All are lunatics, but he who can analyze his delusion is called a philosopher.
- Ambrose Bierce
This Victorian print, as interpreted by me, an amateur critic with an attitude problem, tells a sad story. The scene pictured is – to me – an allegory, each object representing a particular characteristic and fraught with dark symbolism. Consider this picture from the point of view of a person immersed in the scene.
The pink flower in the middle foreground is a passion vine, and contrary to what I thought, the name wasn’t chosen to invoke passionate emotions. It refers instead, to the euphemism used to describe the crucifixion of Christ. The name derives from one of the many scary visions of St. Francis of Assisi (1182 – 1226). He saw this vine growing upon the cross, hence the name Passion flower. Named by missionaries to South America “Flor de las cinco llagas” (Flower of the Five Wounds), the parts of the vine are said to represent the five wounds of Christ on the cross. The 16th century Jesuits who named the flower thought the ten petals represented the ten faithful apostles (two didn’t make it to the last passion of Christ). The corona symbolizes the crown of thorns, the five stamens the five wounds etc. Pretty gory, but those Jesuits spent a lot of their free time converting heathens using “extraordinary means” (a more contemporary euphemism for “torture”), so pretty flowers heavy with meaning probably helped them sleep at night.

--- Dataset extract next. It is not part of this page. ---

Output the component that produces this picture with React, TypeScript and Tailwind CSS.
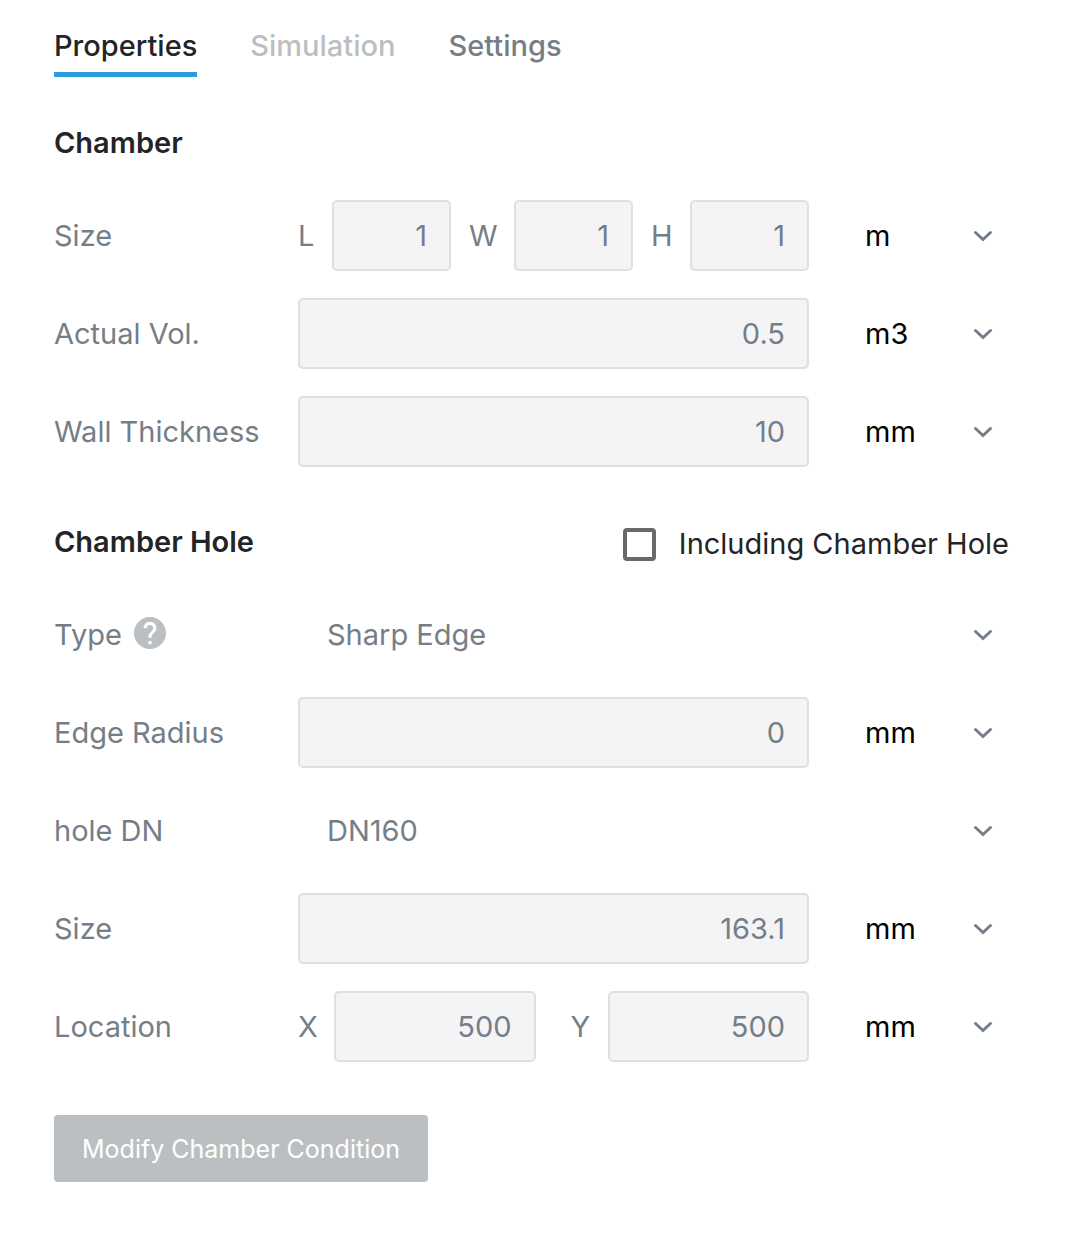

In this picture, I think pink passion flower vine beckoning anxiously overhead represents something, or someone, clinging and trying to hold the person back. Unseen, but growing louder behind this person, I imagine the snarling hounds of hell, breathing loudly and coming closer. The vine symbolize a need that cannot persuade, and seeks instead to impose control.
The person is stuck in the swamp, perhaps on their hands and knees. The swamp in the lower foreground represents worldly responsibilities weighing the person down, and the other inescapable demands of the world, assaulting the person’s feet of clay. He is mired in the muck of the everyday.
Then, the person gazes into the distant meadow - seen in the background. He struggles, stands up. No longer mired in the swamp or held back by the anxious vines, the person breaks free suddenly, and runs across the grass. There he is, tiny, wearing a purple shirt, softly playing a small flute, his back turned to the clinging vines and the sucking swamps.
When one is mired in a swamp and literally choked by overbearing vines, what more peaceful place to visualize than a miniature model of a quiet pasture, amid placid sheep?